In the years prior to NBA, the courts adopted a line of reasoning which closely resembled a liability regime for the expression of facts as set forth in INS. Essentially, the Supreme Court supported an argument that news was a form of a valuable business commodity pursuant to 5 key factors which placed news in a liability construct: 1)Significant labor and investment in the news 2) The value of news for the short period after it was published 3) Free-riding on investment in the news 4)Competition and 5)Harm to Defendant. With the passage of the Copyright Act of 1976, Congress seemed to have attempted to more effectively award protections to developing technologies by protecting any “original work fixed in a tangible medium of expression.” The information businesses, in particular, looked to profit from new media by using data and information which they knew remained unprotected by copyright law, but hoped could be protected through reliance on INS’ standard that threats of news media piracy would merit a misappropriation claim (Standard & Poor’s Corp v. Commodity Exchange,683 F.2d 704 (2d Cir. 1982), Board of Trade v Dow Jones & Co (98 Ill2d (1983)). The reality, however, was that courts struggled to reconcile the need to protect the investment in the looming technological databases of the 1980s and 1990s, with the legal requirement that facts and data remain open to reuse pursuant to the Feist v Rural Telephone (499 S. 340 (1991)) clarification that facts could not be owned. This is the climate which existed, therefore when the NBA sought a right of ownership in the transmission of its scores that would preclude Motorola from broadcasting them in real-time. Ultimately, the court’s decision in NBA and subsequent cases which have opposed property claims in “hot news” items, demonstrates an implicit recognition of the fact that restrictions on distribution may contribute to the constraints of opportunities with respect to developing new ideas and services that adequately capture the consumer desire for increasingly superior goods.

For the first time, in NBA, the courts articulated the elements that would enable an ownership right to apply to hot news items: 1)A plaintiff generates or gathers information at a cost; 2) The information is time-sensitive; 3) A defendant’s use of the information constitutes free-riding on the plaintiff’s efforts; 4) The defendant is in direct competition with a product or service offered by the plaintiffs; and 5) The ability of other parties to free-ride on the efforts of the plaintiff or others would so reduce the incentive to produce the product or services that its existence or quality would be substantially threatened (NBA 145). At once, these “extra elements” articulated in NBA seem no different than the liability regime established in INS; however, the indication of the judiciary’s tacit recognition that restrictions on information distribution are not suited to the 21st century in which non-profit Wikipedia entries report news more effectively than traditional media outlets, lies in the court’s application of the prongs.

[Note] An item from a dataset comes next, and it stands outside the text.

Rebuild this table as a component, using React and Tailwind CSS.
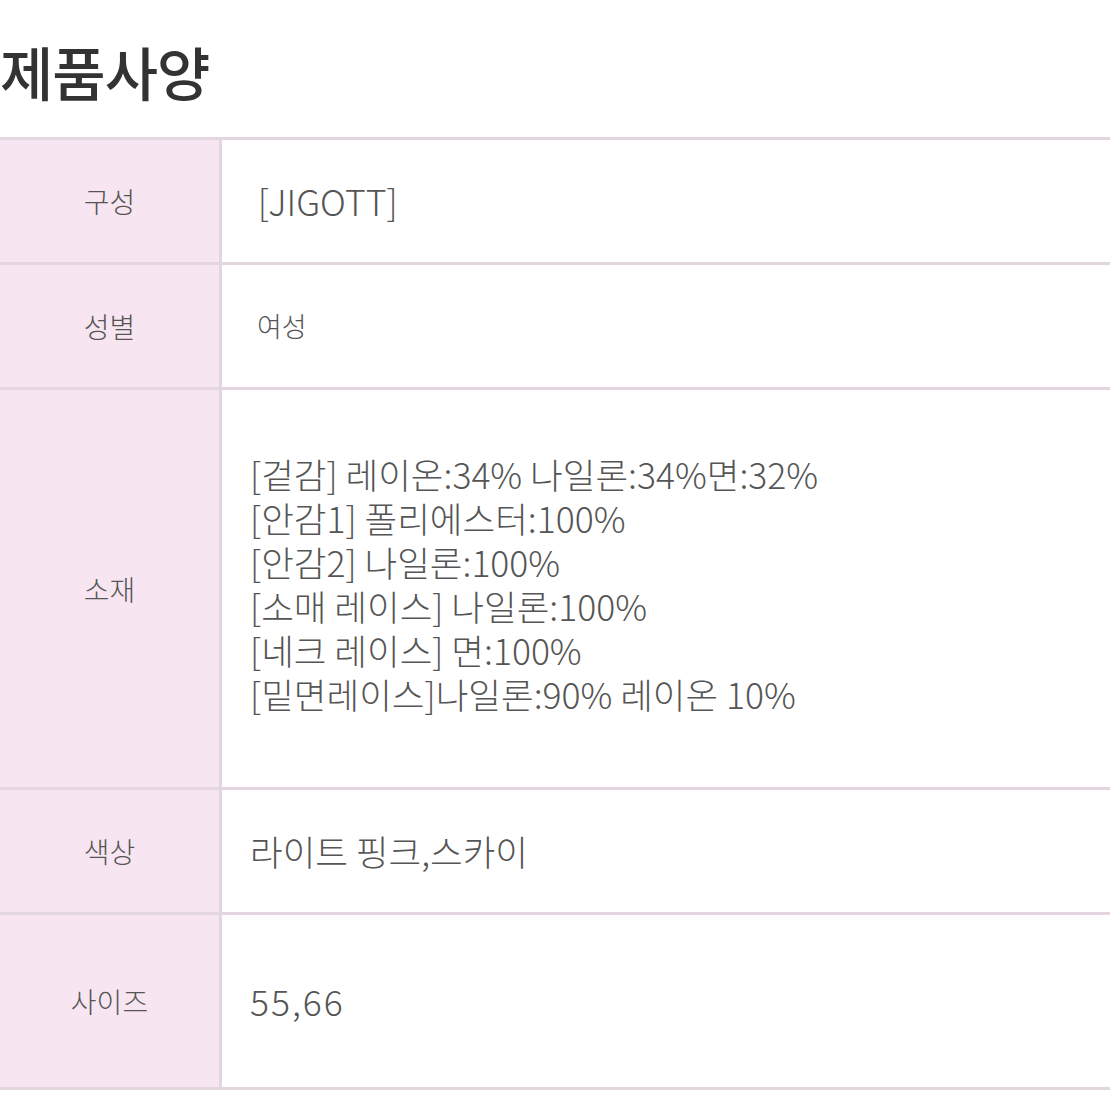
import React from 'react'

const rows = [
    { label: '구성', h: 'h-[125px]', value: ['\u00a0[JIGOTT]'] },
    { label: '성별', h: 'h-[125px]', value: ['여성'], small: true },
    {
        label: '소재',
        h: 'h-[400px]',
        pad: 'pb-[10px]',
        value: [
            '[겉감] 레이온:34% 나일론:34%면:32%',
            '[안감1] 폴리에스터:100%',
            '[안감2] 나일론:100%',
            '[소매 레이스] 나일론:100%',
            '[네크 레이스] 면:100%',
            '[밑면레이스]나일론:90% 레이온 10%',
        ],
    },
    { label: '색상', h: 'h-[125px]', value: ['라이트 핑크,스카이'] },
    { label: '사이즈', h: 'h-[175px]', value: ['55,66'], wide: true },
]

const App = () => {
    return (
        <div
            className="w-[1110px] h-[1110px] bg-white overflow-hidden"
            style={{ fontFamily: '"Noto Sans CJK KR", "Noto Sans", sans-serif' }}
        >
            <h1 className="pt-[42px] h-[137px] text-[58px] leading-none font-medium text-[#333] tracking-[-1px]">
                제품사양
            </h1>

            <div className="border-t-[3px] border-[#e3d6de]">
                {rows.map((row) => (
                    <div key={row.label} className={`flex border-b-[3px] border-[#e3d6de] ${row.h}`}>
                        <div className="w-[222px] shrink-0 flex items-center justify-center bg-[#f7e6f1] border-r-[3px] border-[#e3d6de] text-[28px] font-light text-[#555]">
                            {row.label}
                        </div>
                        <div
                            className={`flex-1 flex flex-col justify-center font-light text-[#555] ${row.pad || ''} ${
                                row.small ? 'pl-[35px] text-[27px]' : 'pl-[28px] text-[35.5px] leading-[44px]'
                            } ${row.wide ? 'tracking-[2px]' : ''}`}
                        >
                            {row.value.map((line) => (
                                <div key={line} className="whitespace-pre">
                                    {line}
                                </div>
                            ))}
                        </div>
                    </div>
                ))}
            </div>
        </div>
    )
}

export default App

Ultimately, since NBA, the courts have evolved to construe “hot news” claims in a manner which provides great levels of judicial inquiry into the impact of another’s appropriation of the material. Consequently, this places a greater burden upon claimants to demonstrate the actual harm they will incur from such use, as the 1999 and 2006 cases Fred Wehrenberg Circuit of Theatres v Moviefone (E.D.MO, 1999) and Storage Technology Corp. v. Custom Hardware Engineering & Consulting, Ltd (D.Mass., 2006), respectively, require that the actions make the plaintiff “virtually cease to participate” in the business. Likewise, in McKevitt? v Pallasch (73 F.3d 530 (7th Cir. 2003)) the court dismisses a claim of misappropriation on the basis that a showing must be made that abandonment of the project would be required unless the claim were granted. Although the courts have not formally expressed a criticism of the free-rider problem as an argument for granting property rights in such cases, their stringent requirement for evidence of severe disadvantage appears to serve as a means by which they have implicitly adopted a framework which in practice cuts against a quasi-property conception of data distribution.